* EXERCISE TASK: Identify each line containing the word "index" and copy it.

═════ SUPPLIED DATA

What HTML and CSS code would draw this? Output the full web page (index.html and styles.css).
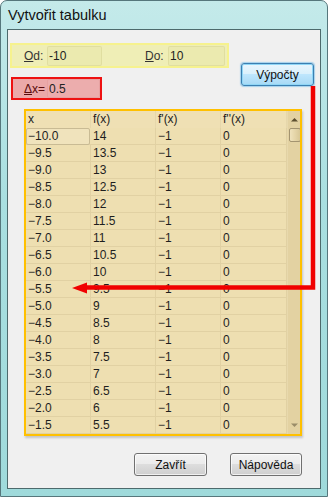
FILE: index.html
```html
<!DOCTYPE html>
<html lang="cs">
<head>
    <meta charset="UTF-8">
    <meta name="viewport" content="width=device-width, initial-scale=1.0">
    <title>Vytvořit tabulku</title>
    <link rel="stylesheet" href="styles.css">
</head>
<body>
    <div class="window">
        <div class="titlebar">Vytvořit tabulku</div>
        <div class="client">
            <div class="top">
                <div class="fields">
                    <div class="range">
                        <label class="lbl" for="od"><u>O</u>d:</label>
                        <input class="field field-od" id="od" type="text" value="-10">
                        <label class="lbl lbl-do" for="do"><u>D</u>o:</label>
                        <input class="field field-do" id="do" type="text" value="10">
                    </div>
                    <div class="step">
                        <label class="lbl lbl-dx" for="dx"><u>Δ</u>x=</label>
                        <input class="field field-dx" id="dx" type="text" value="0.5">
                    </div>
                </div>
                <button class="btn btn-default">Výpočty</button>
            </div>

            <div class="grid">
                <div class="cells">
                    <div class="row head"><span>x</span><span>f(x)</span><span>f'(x)</span><span>f''(x)</span></div>
                    <div class="row"><span class="focus">−10.0</span><span>14</span><span>−1</span><span>0</span></div>
                    <div class="row"><span>−9.5</span><span>13.5</span><span>−1</span><span>0</span></div>
                    <div class="row"><span>−9.0</span><span>13</span><span>−1</span><span>0</span></div>
                    <div class="row"><span>−8.5</span><span>12.5</span><span>−1</span><span>0</span></div>
                    <div class="row"><span>−8.0</span><span>12</span><span>−1</span><span>0</span></div>
                    <div class="row"><span>−7.5</span><span>11.5</span><span>−1</span><span>0</span></div>
                    <div class="row"><span>−7.0</span><span>11</span><span>−1</span><span>0</span></div>
                    <div class="row"><span>−6.5</span><span>10.5</span><span>−1</span><span>0</span></div>
                    <div class="row"><span>−6.0</span><span>10</span><span>−1</span><span>0</span></div>
                    <div class="row"><span>−5.5</span><span>9.5</span><span>−1</span><span>0</span></div>
                    <div class="row"><span>−5.0</span><span>9</span><span>−1</span><span>0</span></div>
                    <div class="row"><span>−4.5</span><span>8.5</span><span>−1</span><span>0</span></div>
                    <div class="row"><span>−4.0</span><span>8</span><span>−1</span><span>0</span></div>
                    <div class="row"><span>−3.5</span><span>7.5</span><span>−1</span><span>0</span></div>
                    <div class="row"><span>−3.0</span><span>7</span><span>−1</span><span>0</span></div>
                    <div class="row"><span>−2.5</span><span>6.5</span><span>−1</span><span>0</span></div>
                    <div class="row"><span>−2.0</span><span>6</span><span>−1</span><span>0</span></div>
                    <div class="row"><span>−1.5</span><span>5.5</span><span>−1</span><span>0</span></div>
                </div>
                <div class="scrollbar">
                    <svg class="arr" width="13" height="10" viewBox="0 0 13 10"><path d="M3 7h7L6.5 3.5z" fill="#5c4f30"/></svg>
                    <div class="thumb"></div>
                    <div class="track"></div>
                    <svg class="arr" width="13" height="10" viewBox="0 0 13 10"><path d="M3 3h7L6.5 6.5z" fill="#9a8c68"/></svg>
                </div>
            </div>

            <div class="actions">
                <button class="btn">Zavřít</button>
                <button class="btn">Nápověda</button>
            </div>
        </div>

        <!-- annotation: arrow from the button to the table -->
        <svg class="arrow" width="328" height="497" viewBox="0 0 328 497">
            <path d="M313 86V287.5H84" fill="none" stroke="#f00000" stroke-width="4.5"/>
            <path d="M72 288L87 282.5V293.5z" fill="#f00000"/>
        </svg>
    </div>
</body>
</html>
```

FILE: styles.css
```css
body {
    margin: 0;
    font-family: "Liberation Sans", Arial, sans-serif;
    font-size: 12px;
    color: #1e1e1e;
    background: #fff;
}

.window {
    position: relative;
    width: 328px;
    height: 497px;
    box-sizing: border-box;
    border: 1px solid #56777c;
    border-radius: 7px 7px 0 0;
    background: linear-gradient(180deg, #c4eaea 0%, #a9dfe0 40%, #9fdadb 100%);
}

.titlebar {
    height: 28px;
    padding-left: 7px;
    line-height: 28px;
    font-size: 14.5px;
    color: #111;
}

.client {
    margin: 0 6px;
    height: 460px;
    box-sizing: border-box;
    border: 1px solid #4d6a6c;
    background: #f0f0f0;
    padding-top: 13px;
}

.top {
    display: flex;
}

.fields {
    margin-left: 2px;
    width: 219px;
}

.range {
    display: flex;
    align-items: center;
    height: 25px;
    box-sizing: border-box;
    border: 2px solid #f6f28e;
    background: #efeeb6;
    padding-left: 12px;
}

.step {
    display: flex;
    align-items: center;
    margin: 9px 0 0 1px;
    width: 91px;
    height: 23px;
    box-sizing: border-box;
    border: 2px solid #ee1111;
    background: #eba9a9;
    padding-left: 11px;
}

.lbl {
    width: 23px;
    color: #333;
}

.lbl-do {
    margin-left: 43px;
}

.lbl-dx {
    color: #5a0c0c;
}

.field {
    height: 20px;
    box-sizing: border-box;
    margin: 0;
    padding: 0 0 0 1px;
    border: 1px solid rgba(150, 140, 60, 0.12);
    border-radius: 2px;
    background: rgba(180, 170, 60, 0.06);
    font: inherit;
    color: #222;
    outline: none;
}

.field-od {
    width: 55px;
}

.field-do {
    width: 57px;
}

.field-dx {
    width: 53px;
    height: 19px;
    border-color: rgba(180, 60, 60, 0.1);
    background: rgba(255, 255, 255, 0.05);
}

.btn {
    height: 23px;
    box-sizing: border-box;
    padding: 0;
    border: 1px solid #707070;
    border-radius: 3px;
    background: linear-gradient(180deg, #f3f3f3 0%, #ebebeb 49%, #dddddd 50%, #cfcfcf 100%);
    font: inherit;
    color: #111;
    box-shadow: inset 0 0 0 1px rgba(255, 255, 255, 0.7);
}

.btn-default {
    width: 73px;
    margin: 20px 0 0 12px;
    border-color: #3c7fb1;
    background: linear-gradient(180deg, #eaf6fd 0%, #d9f0fc 49%, #bee6fd 50%, #a7d9f5 100%);
    box-shadow: inset 0 0 0 1px #8fd6f6, 0 0 1px 1px rgba(70, 170, 230, 0.45);
}

.grid {
    display: flex;
    margin: 9px 0 0 16px;
    width: 278px;
    height: 327px;
    box-sizing: border-box;
    border: 2px solid #ffc000;
    background: #eedfb1;
    overflow: hidden;
    box-shadow: 1px 2px 2px rgba(0, 0, 0, 0.18);
}

.cells {
    width: 261px;
}

.row {
    display: grid;
    grid-template-columns: 65px 65px 65px 66px;
    height: 17px;
    box-sizing: border-box;
    border-bottom: 1px solid #e1d1a3;
}

.row span {
    padding-left: 2px;
    line-height: 17px;
    border-right: 1px solid #e1d1a3;
}

.head span {
    border-right-color: #e6d7ab;
    background: #efe0b4;
}

.row .focus {
    margin: 0 1px 0 0;
    padding-left: 1px;
    border: 1px solid #c9bb94;
    border-radius: 2px;
    line-height: 14px;
    background: #f0e3bc;
}

.scrollbar {
    display: flex;
    flex-direction: column;
    align-items: center;
    width: 13px;
    background: #e3d2a2;
    border-left: 1px solid #e8d9ad;
}

.arr {
    display: block;
    height: 17px;
}

.thumb {
    width: 12px;
    height: 14px;
    box-sizing: border-box;
    border: 1px solid #a39470;
    border-radius: 2px;
    background: linear-gradient(90deg, #efe2bc 0%, #e5d5a8 50%, #d8c796 100%);
}

.track {
    flex: 1;
}

.actions {
    display: flex;
    gap: 23px;
    margin: 17px 0 0 126px;
}

.actions .btn {
    width: 73px;
}

.actions .btn + .btn {
    width: 72px;
}

.arrow {
    position: absolute;
    left: -1px;
    top: -1px;
    pointer-events: none;
}
```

══════════

* ANSWER IN FULL:
What HTML and CSS code would draw this? Output the full web page (index.html and styles.css).
FILE: index.html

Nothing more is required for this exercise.